Captain Tucker was severely wounded in both legs at the commencement of the action with the United States’ frigate Essex, off Valparaiso, Mar. 28, 1814, the official account of which will be found at p. 861 et seq. of Vol II. Part II. On that occasion he returned upon deck the moment his wounds were dressed, and continued there, “using every exertion against the baffling winds and occasional calms, to close near the enemy,” until he had the satisfaction to see the American colours lowered.

The Cherub returned home from Brazil in charge of a large fleet of merchantmen, and Captain Tucker was afterwards successively appointed to the Andromeda and Comus, each rated at 22 guns. He has not been employed since the end of May, 1816.

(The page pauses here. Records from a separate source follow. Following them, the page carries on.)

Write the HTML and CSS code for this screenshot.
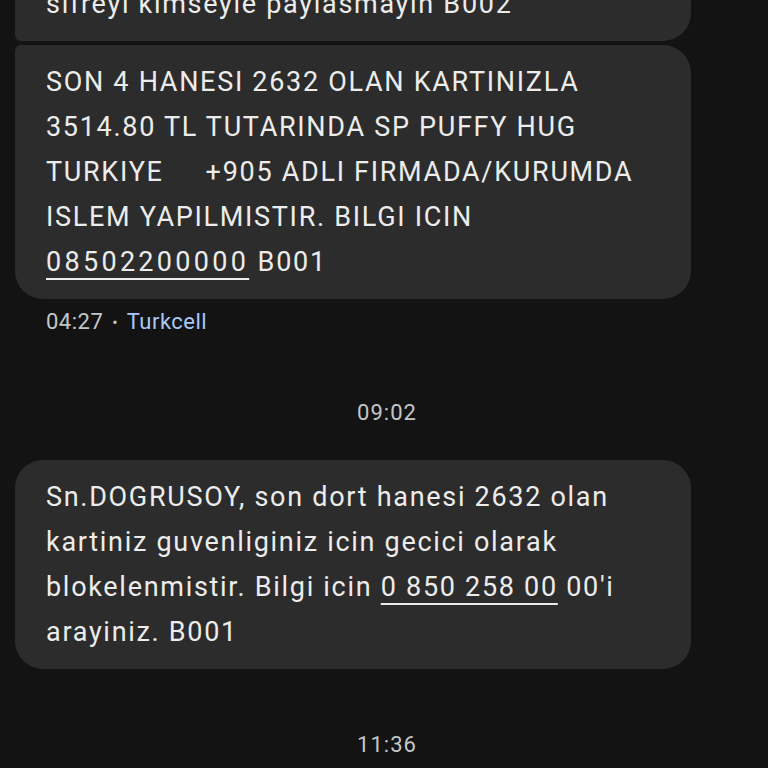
FILE: index.html
```html
<!DOCTYPE html>
<html>
<head>
  <title>Mesajlar</title>
  <link rel="stylesheet" href="styles.css">
</head>
<body>
  <div class="thread">
    <div class="bubble first">sifreyi kimseyle paylasmayin B002</div>
    <div class="bubble last">SON 4 HANESI 2632 OLAN KARTINIZLA<br>3514.80 TL TUTARINDA SP PUFFY HUG<br>TURKIYE&nbsp;&nbsp;&nbsp;&nbsp;&nbsp;+905 ADLI FIRMADA/KURUMDA<br>ISLEM YAPILMISTIR. BILGI ICIN<br><span class="link wide">08502200000</span> B001</div>
    <div class="meta">04:27 <span class="dot">&bull;</span> <span class="sim">Turkcell</span></div>

    <div class="stamp">09:02</div>

    <div class="bubble">Sn.DOGRUSOY, son dort hanesi 2632 olan<br>kartiniz guvenliginiz icin gecici olarak<br>blokelenmistir. Bilgi icin <span class="link">0 850 258 00</span> 00'i<br>arayiniz. B001</div>

    <div class="stamp bottom">11:36</div>
  </div>
</body>
</html>
```

FILE: styles.css
```css
body {
  margin: 0;
  background-color: #131313;
  font-family: Roboto, "Noto Sans", sans-serif;
  height: 768px;
  overflow: hidden;
}

.thread {
  display: flex;
  flex-direction: column;
  padding: 0 77px 0 15px;
  margin-top: -33px;
}

.bubble {
  background-color: #2c2c2c;
  color: #ececec;
  font-size: 27px;
  letter-spacing: 1.7px;
  line-height: 45px;
  padding: 14.5px 31px;
  border-radius: 28px;
  white-space: nowrap;
}

.bubble.first {
  border-bottom-left-radius: 6px;
  margin-bottom: 4px;
}

.bubble.last {
  border-top-left-radius: 6px;
}

.link {
  text-decoration: underline;
  text-decoration-thickness: 2px;
  text-underline-offset: 7px;
}

.link.wide {
  letter-spacing: 3.3px;
}

.meta {
  margin-top: 10px;
  padding-left: 31px;
  font-size: 22px;
  letter-spacing: 0.5px;
  line-height: 26px;
  color: #c4c7c5;
}

.meta .dot {
  font-size: 16px;
  margin: 0 3px;
  vertical-align: 1px;
}

.meta .sim {
  color: #a8c7fa;
}

.stamp {
  text-align: center;
  font-size: 22px;
  letter-spacing: 1px;
  line-height: 26px;
  color: #c4c7c5;
  margin: 64px -77px 34px -9px;
}

.stamp.bottom {
  margin: 63px -77px 0 -9px;
}
```
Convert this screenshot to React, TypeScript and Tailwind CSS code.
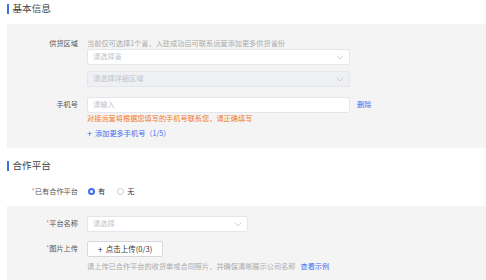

This officer married, Jan. 23, 1811, Anne Byam, eldest daughter of the late D. Hill, Esq. a merchant and land proprietor in the island of Antigua, by whom he has issue two sons and three daughters. His eldest brother, Henry St. George Tucker, is a Director of the Hon. East India Company; his second brother, George, a Lieutenant-Colonel in the army, and Assistant-Adjutant-General to the forces under Sir Arthur Wellesley, perished in the Primrose sloop of war, when returning to the peninsula, after a short leave of absence[6]. His next brother, Lieutenaut-Colonel John G. P. Tucker, has served in India and at the Cape of Good Hope, at Monte Video, in Canada, and in France; the next, Captain Nathaniel B. Tucker, Brigade-Major to Sir M. Nightingale, shared the melancholy fate of his brother George; the next in point of age, a Lieutenant-Colonel in the Hon.E.I.C. service, and Deputy-Quarter-Master-General at the presidency of Bombay, died at sea, when returning home on leave of absence, in 1826; the next, Captain Charlton B. Tucker, of the dragoons, served as aide-de-camp to Sir M. Nightingale when that officer was commander-in-chief of the army at Bombay; and the youngest brother, Richard A. Tucker, is now Chief Justice at Newfoundland.



  1. See Vol. I. Part I, pp. 47–49.
  2. See Vol. II. Part II. p. 762, et seq.
  3. SeeVol. I. Part I. pp. 261–263; and Vol. II. Part I, note † at p. 280.
  4. See Vol. I. Part I. p. 264.
  5. See Captain William Mounsey, C.B.
  6. The Primrose, of 18 guns, Captain James Mein, was wrecked on the Manacle rocks, near Falmouth, Jan. 22, 1809. – all on board perished.